Paling tidak ada dua alasan yang menyebabkan munculnya fenomena ini. Pertama adalah berkembangnya gaya hidup yang menganut kepraktisan dengan jargonnya "...in one" dan ketidakinginan masyarakat (terutama masyarakat kelas ekonomi menengah ke atas untuk menjauh dari 'pusat kota'. Terpenuhinya dua hal ini seakan dapat mempengaruhi atau menaikkan status sosial mereka.

Melihat ini para pengembang merumuskan strategi dan gimmick baru. Strategi baru ini tidak lain adalah pengembangan dari strategi mix-used building-menyatukan berbagai program didalam satu bangunan. Bedanya pada strategi baru ini program yang di`campur` adalah program yang memiliki kepadatan relatif tinggi. Bukan lagi tempat makan plus tempat belanja namun mal plus perumahan.

Hal ini akan memunculkan masalah kepadatan baru. Masalah kepadatan yang tidak lagi terlihat terkonsentrasi secara horisontal melainkan horisontal dan vertikal. Dan yang palng harus diawasi adalah masalah kepadatan ini akan lebih tidak kasat mata karena terbungkus oleh kulit bangunan.

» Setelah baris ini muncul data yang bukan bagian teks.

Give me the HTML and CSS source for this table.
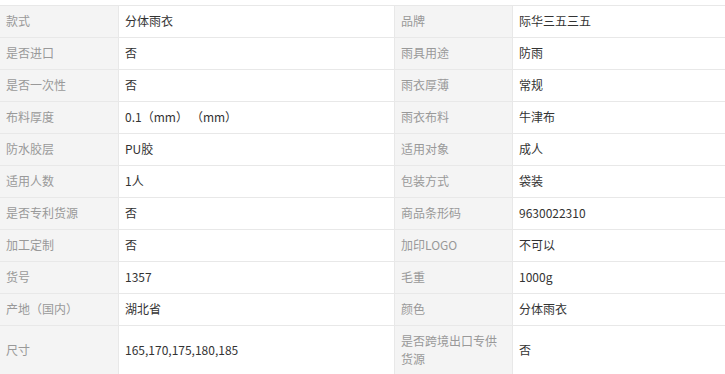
FILE: index.html
```html
<!DOCTYPE html>
<html lang="zh-CN">
<head>
<meta charset="utf-8">
<title>商品参数</title>
<link rel="stylesheet" href="styles.css">
</head>
<body>
<div class="attrs">
  <div class="k">款式</div><div class="v">分体雨衣</div><div class="k">品牌</div><div class="v">际华三五三五</div>
  <div class="k">是否进口</div><div class="v">否</div><div class="k">雨具用途</div><div class="v">防雨</div>
  <div class="k">是否一次性</div><div class="v">否</div><div class="k">雨衣厚薄</div><div class="v">常规</div>
  <div class="k">布料厚度</div><div class="v">0.1（mm）&#8197;（mm）</div><div class="k">雨衣布料</div><div class="v">牛津布</div>
  <div class="k">防水胶层</div><div class="v">PU胶</div><div class="k">适用对象</div><div class="v">成人</div>
  <div class="k">适用人数</div><div class="v">1人</div><div class="k">包装方式</div><div class="v">袋装</div>
  <div class="k">是否专利货源</div><div class="v">否</div><div class="k">商品条形码</div><div class="v">9630022310</div>
  <div class="k">加工定制</div><div class="v">否</div><div class="k">加印LOGO</div><div class="v">不可以</div>
  <div class="k">货号</div><div class="v">1357</div><div class="k">毛重</div><div class="v">1000g</div>
  <div class="k">产地（国内）</div><div class="v">湖北省</div><div class="k">颜色</div><div class="v">分体雨衣</div>
  <div class="k">尺寸</div><div class="v">165,170,175,180,185</div><div class="k">是否跨境出口专供货源</div><div class="v">否</div>
</div>
</body>
</html>
```
FILE: styles.css
```css
html, body {
  margin: 0;
  padding: 0;
  background: #fff;
  overflow: hidden;
}
body {
  padding-top: 5px;
  font-family: "Noto Sans CJK SC", "Noto Sans", sans-serif;
  font-size: 12px;
}
.attrs {
  display: grid;
  grid-template-columns: 119px 276px 118px 1fr;
  border-top: 1px solid #e8e8e8;
}
.k, .v {
  display: flex;
  align-items: center;
  padding: 6px 6px 7px 6px;
  line-height: 18px;
  border-bottom: 1px solid #e8e8e8;
  border-right: 1px solid #e8e8e8;
  min-height: 18px;
}
.k {
  background: #f4f4f4;
  color: #999;
}
.v {
  background: #fff;
  color: #333;
}
.v:nth-child(4n) {
  border-right: none;
}
```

Pemerintah sebagai pemegang kebijaksanaan perencanaan kota harus tanggap dengan kondisi ini. Cara mengamati dan strategi perencanaan kota harus segera diubah untuk menyikap fenomena ini. Strategi pengembangan seperti diatas akan mempercepat kenaikan kepadatan berkali-kali lipat yang sulit diimbangi dengan infrastruktur kota disekitarnya.

Apakah ramalah winny Mass dalam KM3 tentang universal city akan menjadi kenyataan?